INSTRUCTIONS TO FOLLOW: Each line containing the word "React" needs to be copied.

RECORDS FOR PROCESSING:
· · · · ·

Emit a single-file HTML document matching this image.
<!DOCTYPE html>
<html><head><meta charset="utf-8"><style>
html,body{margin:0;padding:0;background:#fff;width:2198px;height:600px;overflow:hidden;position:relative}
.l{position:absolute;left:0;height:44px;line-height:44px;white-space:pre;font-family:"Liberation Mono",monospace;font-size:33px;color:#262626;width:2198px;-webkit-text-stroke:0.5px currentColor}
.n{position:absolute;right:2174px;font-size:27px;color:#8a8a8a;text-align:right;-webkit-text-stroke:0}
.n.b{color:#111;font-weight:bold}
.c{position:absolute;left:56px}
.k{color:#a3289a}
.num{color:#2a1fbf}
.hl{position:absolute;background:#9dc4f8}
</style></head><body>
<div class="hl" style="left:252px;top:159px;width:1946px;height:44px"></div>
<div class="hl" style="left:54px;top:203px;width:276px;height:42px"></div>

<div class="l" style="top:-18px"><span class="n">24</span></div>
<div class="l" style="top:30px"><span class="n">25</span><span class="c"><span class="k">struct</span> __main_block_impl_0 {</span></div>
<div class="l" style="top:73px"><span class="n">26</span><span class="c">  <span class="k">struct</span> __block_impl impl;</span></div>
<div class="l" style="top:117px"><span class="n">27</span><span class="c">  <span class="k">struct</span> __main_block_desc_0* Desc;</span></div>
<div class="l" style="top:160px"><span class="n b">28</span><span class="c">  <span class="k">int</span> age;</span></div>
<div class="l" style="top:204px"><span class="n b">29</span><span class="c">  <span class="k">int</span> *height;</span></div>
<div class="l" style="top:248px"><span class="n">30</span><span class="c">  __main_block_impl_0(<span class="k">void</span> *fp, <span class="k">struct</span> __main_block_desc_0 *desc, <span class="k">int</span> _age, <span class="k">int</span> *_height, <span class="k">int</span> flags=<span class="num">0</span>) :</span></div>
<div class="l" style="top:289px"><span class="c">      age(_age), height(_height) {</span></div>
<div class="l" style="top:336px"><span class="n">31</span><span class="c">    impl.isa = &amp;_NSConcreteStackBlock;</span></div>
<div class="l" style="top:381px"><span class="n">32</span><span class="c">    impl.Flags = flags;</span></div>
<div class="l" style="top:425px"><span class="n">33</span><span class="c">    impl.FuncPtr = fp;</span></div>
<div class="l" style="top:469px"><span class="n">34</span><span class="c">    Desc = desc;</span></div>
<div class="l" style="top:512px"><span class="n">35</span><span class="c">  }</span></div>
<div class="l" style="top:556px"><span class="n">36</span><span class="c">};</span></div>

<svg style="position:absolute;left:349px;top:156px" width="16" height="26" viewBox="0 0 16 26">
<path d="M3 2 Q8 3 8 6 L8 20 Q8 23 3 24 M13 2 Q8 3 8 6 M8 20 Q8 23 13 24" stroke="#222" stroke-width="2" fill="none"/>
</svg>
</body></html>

· · · · ·

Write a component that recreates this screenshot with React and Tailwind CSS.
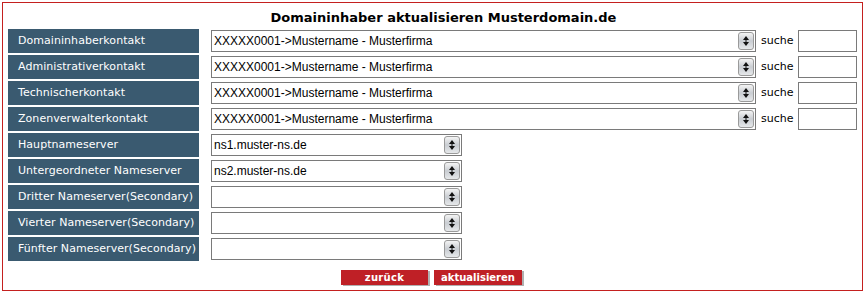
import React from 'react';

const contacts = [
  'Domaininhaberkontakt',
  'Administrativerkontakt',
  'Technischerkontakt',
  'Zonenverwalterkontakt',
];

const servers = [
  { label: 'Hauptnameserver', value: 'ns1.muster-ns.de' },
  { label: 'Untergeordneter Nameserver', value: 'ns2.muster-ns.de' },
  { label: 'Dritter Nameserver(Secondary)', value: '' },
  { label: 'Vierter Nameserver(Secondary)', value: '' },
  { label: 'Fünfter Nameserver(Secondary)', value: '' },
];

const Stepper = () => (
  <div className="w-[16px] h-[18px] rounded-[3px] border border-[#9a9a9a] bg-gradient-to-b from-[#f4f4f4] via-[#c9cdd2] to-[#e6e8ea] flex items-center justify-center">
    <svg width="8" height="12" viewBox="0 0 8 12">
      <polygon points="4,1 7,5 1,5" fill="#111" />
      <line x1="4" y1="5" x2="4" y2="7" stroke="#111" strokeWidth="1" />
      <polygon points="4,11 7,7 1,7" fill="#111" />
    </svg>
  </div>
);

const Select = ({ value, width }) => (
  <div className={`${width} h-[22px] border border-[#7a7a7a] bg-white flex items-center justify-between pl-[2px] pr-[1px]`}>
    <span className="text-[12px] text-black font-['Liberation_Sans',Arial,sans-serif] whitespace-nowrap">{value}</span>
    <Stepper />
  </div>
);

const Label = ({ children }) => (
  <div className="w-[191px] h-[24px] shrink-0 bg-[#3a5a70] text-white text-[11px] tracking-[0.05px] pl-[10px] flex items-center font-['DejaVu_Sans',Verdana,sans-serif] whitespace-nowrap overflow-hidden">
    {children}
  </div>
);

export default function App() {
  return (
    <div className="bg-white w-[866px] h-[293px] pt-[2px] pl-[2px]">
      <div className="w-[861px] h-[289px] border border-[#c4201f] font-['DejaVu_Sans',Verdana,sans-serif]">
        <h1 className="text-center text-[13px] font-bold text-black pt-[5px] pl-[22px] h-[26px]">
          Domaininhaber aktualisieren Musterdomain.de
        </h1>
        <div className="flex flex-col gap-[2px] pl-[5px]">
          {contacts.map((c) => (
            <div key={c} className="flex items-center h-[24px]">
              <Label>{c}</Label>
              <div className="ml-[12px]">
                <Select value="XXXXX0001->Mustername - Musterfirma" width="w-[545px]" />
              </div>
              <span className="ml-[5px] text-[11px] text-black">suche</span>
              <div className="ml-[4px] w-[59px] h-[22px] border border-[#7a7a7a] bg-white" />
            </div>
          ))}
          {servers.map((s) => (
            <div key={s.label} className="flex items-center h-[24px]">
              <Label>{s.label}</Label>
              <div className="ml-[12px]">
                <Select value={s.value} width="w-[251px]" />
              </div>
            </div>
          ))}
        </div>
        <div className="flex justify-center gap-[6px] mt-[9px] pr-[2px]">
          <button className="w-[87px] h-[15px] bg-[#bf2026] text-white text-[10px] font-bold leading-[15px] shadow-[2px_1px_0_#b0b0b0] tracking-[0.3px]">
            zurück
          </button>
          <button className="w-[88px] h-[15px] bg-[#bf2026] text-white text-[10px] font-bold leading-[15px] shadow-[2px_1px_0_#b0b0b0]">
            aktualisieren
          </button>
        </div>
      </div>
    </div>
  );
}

· · · · ·

FULL RESPONSE:
Write a component that recreates this screenshot with React and Tailwind CSS.
import React from 'react';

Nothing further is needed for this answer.